Tuesday, 6 April 2010

Nietzsche, "Beyond Good and Evil", 261

“Among the things which a noble human being perhaps finds hardest to understand is vanity: he will be tempted to deny its existence where a different type of human being will thing it palpably evident. For him the problem is to imagine creatures who try to awaken a good opinion of themselves which they themselves do not hold – and thus do not ‘deserve’ either – and yet subsequently come to believe this good opinion themselves.
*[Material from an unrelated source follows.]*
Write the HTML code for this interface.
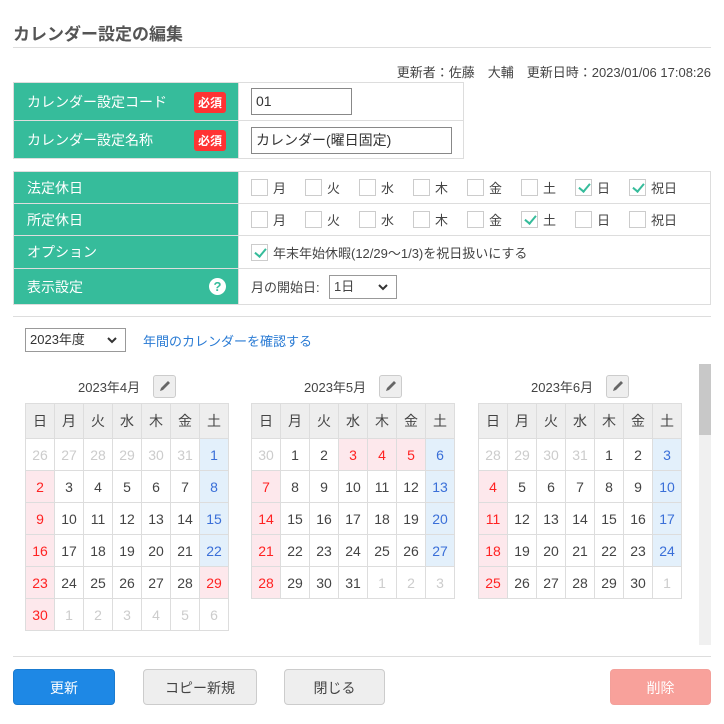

This seems to him in part so tasteless and lacking in self-respect and in part so baroquely irrational that he would prefer to consider vanity exceptional and in most cases where it is spoken of he doubts its existence…. The vain man takes pleasure in every good opinion he hears about himself (quite apart from any point of view of utility and likewise regardless of truth or falsehood), just as he suffers from every bad opinion: for he submits to both, he feels subject to them from that oldest instinct of subjection which breaks out in him. – It is ‘the slave# in the vain man’s blood, a remnant of the craftiness of the slave – and how much ‘slave’ still remains I woman, for example! – which seeks to seduce him to good opinions about himself; it is likewise the slave who immediately afterwards falls down before these opinions as if he himself had not called them forth. – And to say it again: vanity is an atavism.”